Проклиная и поздравляя себя, Томас оставил Сэм копошиться на диване в гостиной. Налив воды в чайник, он удивленно услышал, что в телевизоре сменили пластинку: монотонно бубнивший голос ведущего обсуждал проблему Насдака. Голос умолк, и Томас, роясь в буфете в поисках растворимого кофе без кофеина, услышал смех Сэм.
— Отчего такое веселье? — крикнул он, вдруг ощутив, что они с Норой снова вместе. И это «вдруг» показалось приятным.
— Фильм на порноканале, — донеслось в ответ, — называется «Оружие поражения зада-четырнадцать».
Томас рассмеялся и нашел кофе.
— В главной роли агент Джерард?
— Тогда бы это называлось «Разрушительный зад», — с напускной серьезностью сказала Сэм. — Ваш код?

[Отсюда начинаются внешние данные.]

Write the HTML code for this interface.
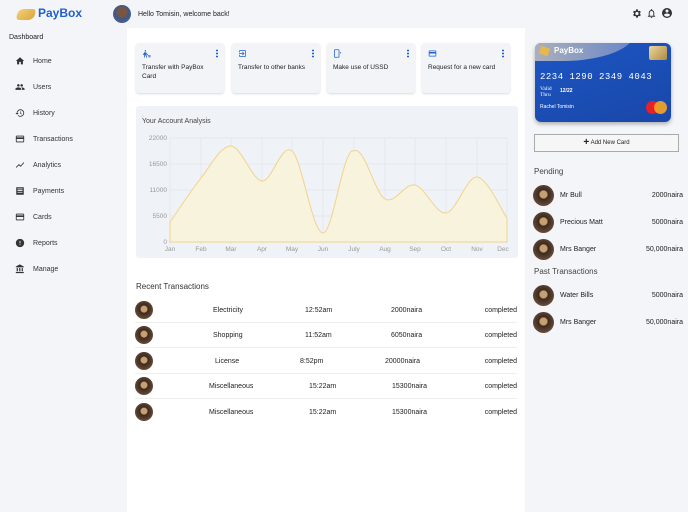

Приготавливая кофе, Томас прокричал цифру за цифрой. Сердце заколотилось у него в груди, он вспомнил Маккензи и его прощальный загадочный взгляд. Чуткий старый засранец, надо отдать ему должное.
Когда Томас принес кофе, Сэм, свернувшись на диване, переключала каналы, большинство из которых транслировали глубокое проникновение со всеми вытекающими.
— Черт-те что показывают, — пожаловалась Сэм.
— Старомодная барышня, — сказал Томас, весь напрягшись. Он был почти уверен, что после такого дня должно что-то случиться. — Ты знаешь, что порнография фактически началась в двадцатые годы? Коротенькие фильмы, но платили хорошо, так что дело пошло. По-моему, они называли это тогда как-то иначе.
Сэм взволнованно рассмеялась и поджала ноги.
— Когда мне было четырнадцать, мы с дружком таскали у моего отца порнуху. Очень были скромные съемки, а то тут все трахаются до изнеможения.
Томас улыбнулся, сердце бешено билось у него в груди. Сцена закончилась рисованной заставкой.
— А в Интернете? — спросил он.
Дрожь пробрала его при мысли о том, сколько всякой грязной стряпни скопилось у него на компьютере, когда ему было четырнадцать.
— Жалкое зрелище, — сказала она, сморщив нос, опустила ноги на пол и, скептически нахмурившись, посмотрела на экран. — Теперь в этом не больше секса, чем когда фаршируешь индейку.
— Да, зато теперь они показывают нашлепки. Очень сексуально.
— Нашлепки?
— Да, там, где задница переходит в... — Томас помолчал, судорожно сглотнул и сказал: — Проще было бы показать на тебе.
Колени Сэм чуть раздвинулись.
— Покажи, — сказала она, голос ее звучал хрипло, глаза сияли, и во взгляде читалось: «Господи-боже-что-же-это-я-делаю?»
Томас отодвинул кофейный столик и опустился перед ней на колени.
Негромкое «трахни-меня-трахни-меня-трахни-меня» заполонило гостиную.
Он положил ладони ей на колени. Сэм вздохнула. Раздвинув ее ноги, Томас медленно стал продвигать руки ей под юбку: большие пальцы скользнули по коленям и дальше, по голой коже, во впадинку между ляжек.